La exigencia de disponer de derechos de plantación para poner en cultivo una nueva viña era una norma propugnada inicialmente desde la propia Comisión para evitar que se pudieran disparar las superficies de cultivo y, con ello, provocar nuevos excedentes, tanto para exportar, como para su transformación en alcohol con elevados costes para las arcas comunitarias. A Bruselas le preocupaba el que se pudiera disparar el potencial productivo de cada país y muy especialmente en países como España, que durante muchos años fue líder en la entrega de vinos de mesa para su quema y transformación en alcohol.
Esta preocupación fue una de las razones por la que, en la anterior reforma de la Organización Común de Mercado, se acordara el arranque de 175.000 hectáreas con ayudas en todos los países, de las que más de 90.000 correspondieron a España y muy especialmente a Castilla-La Mancha.
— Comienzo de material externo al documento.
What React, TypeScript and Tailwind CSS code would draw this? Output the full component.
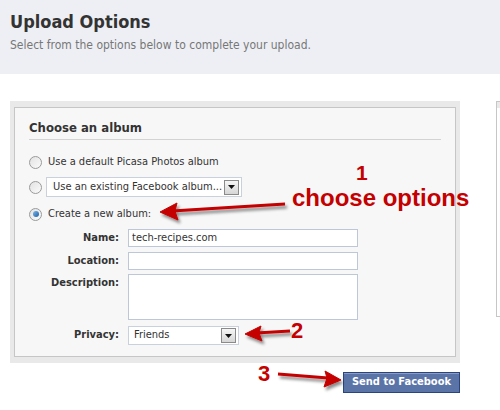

El viñedo patrio ha sido una de las producciones que ha experimentado en la última década uno de los mayores recortes, al pasar de 1,2 millones de hectáreas a solamente unas 954.00. Los arranques, con o sin ayudas, han estado provocados, en primer lugar, por la caída de la rentabilidad del cultivo, con precios para la uva que durante mucho tiempo llegaron a los 0,12 euros por kilo, una cifra de pérdidas. En la última campaña, al hilo de la caída de los stocks y el aumento de las exportaciones, aunque a precios bajos, las cotizaciones para la uva se duplicaron y el sector volvió a creer un poco más en el futuro de la producción en las zonas más excedentarias.
Lo de Bruselas con el sector del vino ha sido casi permanentemente una historia de tejer y destejer. Para reducir capacidad o potencial de producción se abogó durante años por los arranques. A la vez, se aplicaron medidas para reestructuración y reconversión de los viñedos, algo positivo que ha dado lugar a un incremento permanente de las producciones.
En el caso de España, se pasó de unas cosechas medias de unos 36 millones de hectolitros, a la actual de más de 40 millones de hectolitros, aunque en la última campaña la cosecha se haya quedado en solamente 33,5 millones de hectolitros, recortes que también se han producido en el resto de los países y, especialmente, en Francia e Italia.